Prediction of embodied GHG emissions of building materials in Shanghai

Abstract

The construction sector stands as a fundamental component of urban development, providing indispensable spaces and infrastructure critical to societal demands. However, the consumption of considerable building materials engenders a significant environmental footprint, mainly from the exploitation, manufacturing, and processing. Characterizing the dynamic changes in a city’s future building development and material demand is crucial for achieving the goal of carbon neutrality. As an international metropolis, Shanghai faces challenges, including limited land and resources, high population density, and rapid building renewal rates.

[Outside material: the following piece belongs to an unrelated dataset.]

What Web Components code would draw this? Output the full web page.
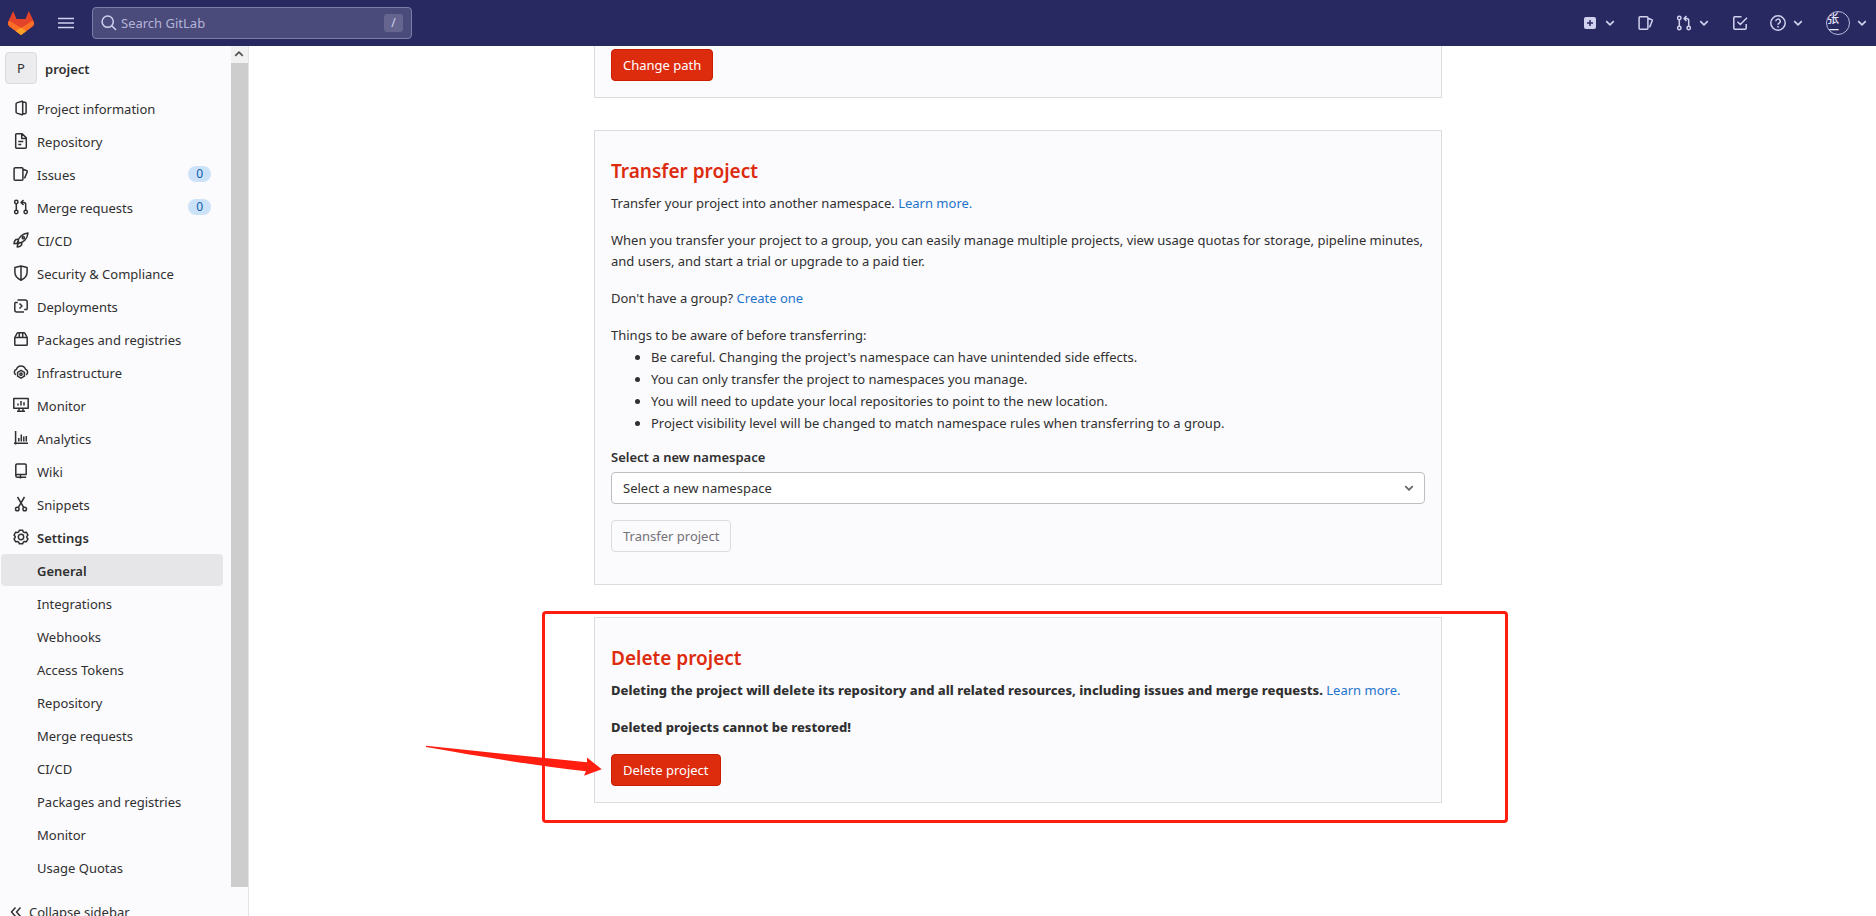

Understanding building renewal patterns and developing potential urban mineral resources will help alleviate resource shortages, achieve sustainable use of building materials, and meet carbon reduction goals. Taking Shanghai as a case study, this research applies material flow analysis alongside the carbon emission factor method to forecast the consumption of building materials and the associated embodied carbon emissions within the city. The study meticulously quantifies the evolving patterns of building material consumption and embodied carbon emissions from 2023 to 2060. The results indicate that Shanghai's civil building stock area will undergo incremental growth, attaining a pinnacle in 2030 before embarking downward. In contrast, the scope of new construction and demolition within the urban fabric will follow an ascending trend throughout the same period. Regarding material consumption, gravel, cement, and bricks are identified as the predominant components, accounting for 58%, 18%, and 15% of the total material inflow, respectively. Embodied carbon emissions from Shanghai’s civil buildings are anticipated to rise steadily, mirroring the pattern of material consumption. Notably, emissions from residential buildings are expected to experience a slight decline from 2023 to 2028, ultimately reaching 5.43 Million metric tons (Mt) in 2060. The insights garnered from this research are instrumental in deepening the comprehension of urban development dynamics and the intricacies of resource management.